Instructions for the task: Filter the data for lines with the word "this", then copy every line so identified.

Supplied material:
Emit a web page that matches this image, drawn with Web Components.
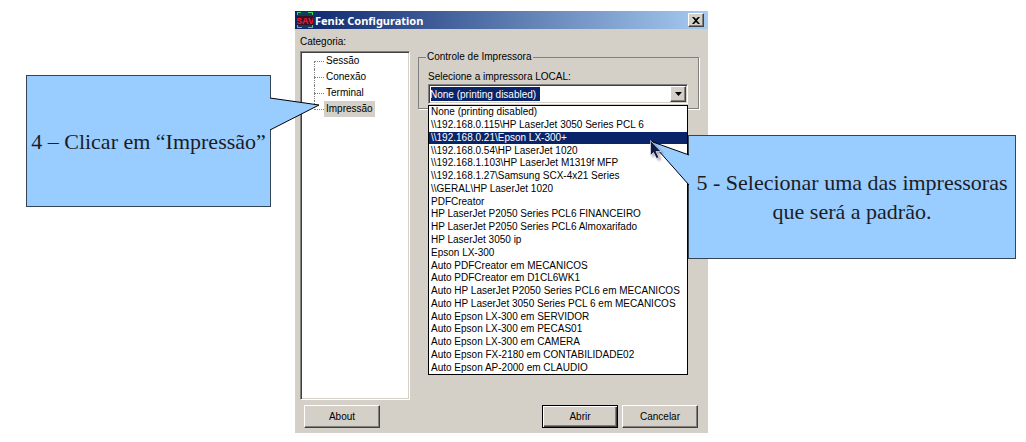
<!DOCTYPE html>
<html lang="pt-BR">
<head>
<meta charset="utf-8">
<title>Fenix Configuration</title>
<style>
body { margin: 0; background: #fff; }
</style>
</head>
<body>
<guide-slide></guide-slide>
<script>
const define = (name, html, setup) => customElements.define(name, class extends HTMLElement {
  constructor() {
    super();
    this.attachShadow({ mode: 'open' }).innerHTML = html;
    if (setup) setup(this, this.shadowRoot);
  }
});

define('title-bar', `
<style>
:host { display: flex; align-items: center; gap: 2px; height: 18px; padding: 0 4px 0 2px;
  background: linear-gradient(90deg, #0a246a, #a6caf0); color: #fff; font: bold 11px "Noto Sans", sans-serif; }
h1 { flex: 1; margin: 0; font: inherit; white-space: nowrap; }
svg { display: block; }
button { display: grid; place-items: center; width: 16px; height: 14px; padding: 0; background: #d4d0c8;
  border: 1px solid; border-color: #fff #404040 #404040 #fff; box-shadow: inset -1px -1px #808080; }
</style>
<svg width="16" height="16" viewBox="0 0 16 16" aria-hidden="true">
  <path fill="#123c5c" d="M0 0h16v16H0z"/>
  <path fill="#38102c" d="M0 4h16v9H0z"/>
  <path stroke="#38d860" d="M0 .5h4M11 .5h5M0 15.5h5M11 15.5h5M.5 0v3M15.5 0v3M.5 13v3M15.5 13v3"/>
  <text x="8" y="12" text-anchor="middle" font-family="Liberation Sans, sans-serif" font-size="9" font-weight="bold" fill="#ff1820">SAV</text>
</svg>
<h1><slot></slot></h1>
<button aria-label="Fechar"><svg width="8" height="7" viewBox="0 0 8 7"><path d="M0 0h2l2 2 2-2h2L5 3.500 8 7H6L4 5 2 7H0l3-3.500z"/></svg></button>
`);

define('push-button', `
<style>
:host { display: block; }
button { display: block; width: 100%; height: 23px; padding: 0; background: #d4d0c8; color: #000; font: inherit;
  border: 1px solid; border-color: #fff #404040 #404040 #fff; box-shadow: inset -1px -1px #808080; }
:host([default]) button { border-color: #000; box-shadow: inset 1px 1px #fff, inset -1px -1px #404040, inset -2px -2px #808080; }
</style>
<button><slot></slot></button>
`);

define('tree-item', `
<style>
:host { display: flex; align-items: center; height: 16px; padding-left: 12px; line-height: 16px; }
i { position: relative; align-self: stretch; width: 10px; }
i::before { content: ""; position: absolute; left: 0; top: 0; bottom: 0; border-left: 1px dotted #808080; }
i::after { content: ""; position: absolute; left: 0; right: 0; top: 8px; border-top: 1px dotted #808080; }
:host(:first-child) i::before { top: 8px; }
:host(:last-child) i::before { bottom: 7px; }
span { padding: 0 2px; }
:host([aria-selected="true"]) span { background: #d4d0c8; }
</style>
<i></i><span><slot></slot></span>
`);

define('category-tree', `
<style>
:host { display: block; box-sizing: border-box; background: #fff; border: 1px solid;
  border-color: #808080 #fff #fff #808080; box-shadow: inset 1px 1px #404040, inset -1px -1px #d4d0c8; padding: 1px; }
</style>
<slot></slot>
`);

define('printer-picker', `
<style>
:host { display: block; position: relative; }
.field { position: relative; }
select { display: block; box-sizing: border-box; width: 100%; height: 20px; padding: 0 20px 0 1px; appearance: none;
  border: 1px solid; border-color: #808080 #fff #fff #808080; border-radius: 0; outline: none;
  box-shadow: inset 1px 1px #404040, inset -1px -1px #d4d0c8; color: #fff; font: inherit;
  background: linear-gradient(#0a246a, #0a246a) 2px 2px / 109px 14px no-repeat #fff; }
.arrow { position: absolute; right: 2px; top: 2px; display: grid; place-items: center; box-sizing: border-box;
  width: 16px; height: 16px; background: #d4d0c8; border: 1px solid; border-color: #fff #404040 #404040 #fff;
  box-shadow: inset -1px -1px #808080; pointer-events: none; }
ul { position: absolute; z-index: 1; left: 0; right: 0; top: 21px; display: grid; grid-template-columns: minmax(0, 1fr);
  grid-auto-rows: 1fr; height: 270px; box-sizing: border-box; margin: 0; padding: 0; list-style: none;
  background: #fff; border: 1px solid #000; }
li { display: flex; align-items: center; padding-left: 2px; line-height: 12px; white-space: nowrap; }
li[aria-selected="true"] { background: #0a246a; color: #fff; }
.pointer { position: absolute; z-index: 2; right: 26px; top: 56px; filter: drop-shadow(2px 2px 1px #0005); }
</style>
<div class="field">
  <select id="printer" aria-label="Selecione a impressora LOCAL:"></select>
  <span class="arrow"><svg width="7" height="4" viewBox="0 0 7 4"><path d="M0 0h7L3.500 4z"/></svg></span>
</div>
<ul role="listbox" aria-label="Impressoras"></ul>
<svg class="pointer" width="12" height="20" viewBox="0 0 12 20" aria-hidden="true"><path d="M.5.5v15l3-3 3 6 2.500-1-3-6h5z" fill="#101c48" stroke="#fff" stroke-width=".6"/></svg>
`, (host, root) => {
  const printers = [
    'None (printing disabled)',
    '\\\\192.168.0.115\\HP LaserJet 3050 Series PCL 6',
    '\\\\192.168.0.21\\Epson LX-300+',
    '\\\\192.168.0.54\\HP LaserJet 1020',
    '\\\\192.168.1.103\\HP LaserJet M1319f MFP',
    '\\\\192.168.1.27\\Samsung SCX-4x21 Series',
    '\\\\GERAL\\HP LaserJet 1020',
    'PDFCreator',
    'HP LaserJet P2050 Series PCL6 FINANCEIRO',
    'HP LaserJet P2050 Series PCL6 Almoxarifado',
    'HP LaserJet 3050 ip',
    'Epson LX-300',
    'Auto PDFCreator em MECANICOS',
    'Auto PDFCreator em D1CL6WK1',
    'Auto HP LaserJet P2050 Series PCL6 em MECANICOS',
    'Auto HP LaserJet 3050 Series PCL 6 em MECANICOS',
    'Auto Epson LX-300 em SERVIDOR',
    'Auto Epson LX-300 em PECAS01',
    'Auto Epson LX-300 em CAMERA',
    'Auto Epson FX-2180 em CONTABILIDADE02',
    'Auto Epson AP-2000 em CLAUDIO'
  ];
  root.querySelector('select').append(new Option(printers[0]));
  printers.forEach((name, index) => {
    const item = document.createElement('li');
    item.setAttribute('role', 'option');
    item.setAttribute('aria-selected', index === 2);
    item.textContent = name;
    root.querySelector('ul').append(item);
  });
});

define('config-window', `
<style>
:host { display: flex; flex-direction: column; background: #d4d0c8; color: #000; font: 10px "Liberation Sans", Arial, sans-serif; }
.body { display: grid; grid-template-columns: 110px 1fr; column-gap: 8px; padding: 6px 9px 5px 5px; }
.side { display: flex; flex-direction: column; }
.side p { margin: 0; height: 16px; line-height: 14px; }
category-tree { height: 349px; }
fieldset { min-width: 0; margin: 16px 0 0; padding: 8px 10px 0 9px; border: 1px solid #808080; height: 58px; box-sizing: border-box;
  box-shadow: 1px 1px #fff; }
legend { padding: 0 1px; margin-left: -2px; line-height: 12px; }
label { display: block; line-height: 12px; margin-bottom: 1px; }
footer { display: flex; padding: 0 10px 5px 9px; gap: 4px; }
push-button { width: 76px; }
push-button[default] { margin-left: auto; }
</style>
<title-bar>Fenix Configuration</title-bar>
<div class="body">
  <div class="side">
    <p>Categoria:</p>
    <category-tree role="tree" aria-label="Categoria">
      <tree-item role="treeitem">Sessão</tree-item>
      <tree-item role="treeitem">Conexão</tree-item>
      <tree-item role="treeitem">Terminal</tree-item>
      <tree-item role="treeitem" aria-selected="true">Impressão</tree-item>
    </category-tree>
  </div>
  <fieldset>
    <legend>Controle de Impressora</legend>
    <label>Selecione a impressora LOCAL:</label>
    <printer-picker></printer-picker>
  </fieldset>
</div>
<footer>
  <push-button>About</push-button>
  <push-button default>Abrir</push-button>
  <push-button>Cancelar</push-button>
</footer>
`, (host, root) => {
  root.querySelector('label').addEventListener('click', () =>
    root.querySelector('printer-picker').shadowRoot.querySelector('select').focus());
});

define('call-out', `
<style>
:host { display: grid; place-items: center; box-sizing: border-box; position: relative; background: #9cf;
  border: 1px solid #345; color: #1c1c24; font: 22px/29px "Liberation Serif", "Times New Roman", serif; text-align: center; white-space: nowrap; }
svg { position: absolute; overflow: visible; display: none; fill: #9cf; stroke: #000; }
:host([tail="right"]) .right { display: block; left: 100%; top: 21px; }
:host([tail="left"]) .left { display: block; right: 100%; top: 5px; }
</style>
<svg class="right" width="50" height="34" aria-hidden="true"><path d="M0 1L49 8 0 33"/><path stroke="#9cf" d="M.5 2v30"/></svg>
<svg class="left" width="39" height="50" aria-hidden="true"><path d="M39 14L0 0 39 44"/><path stroke="#9cf" d="M39.500 15v28"/></svg>
<div><slot></slot></div>
`);

define('guide-slide', `
<style>
:host { display: grid; grid-template-columns: minmax(0, 295fr) minmax(0, 413fr) minmax(0, 318fr); align-items: start; padding: 11px 0 9px; }
call-out { z-index: 1; }
.first { height: 132px; margin: 64px 24px 0 26px; }
.second { height: 124px; margin: 124px 10px 0 -20px; }
</style>
<call-out class="first" tail="right">4 – Clicar em “Impressão”</call-out>
<config-window></config-window>
<call-out class="second" tail="left">5 - Selecionar uma das impressoras<br>que será a padrão.</call-out>
`);
</script>
</body>
</html>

Task result:
Emit a web page that matches this image, drawn with Web Components.
    this.attachShadow({ mode: 'open' }).innerHTML = html;
    if (setup) setup(this, this.shadowRoot);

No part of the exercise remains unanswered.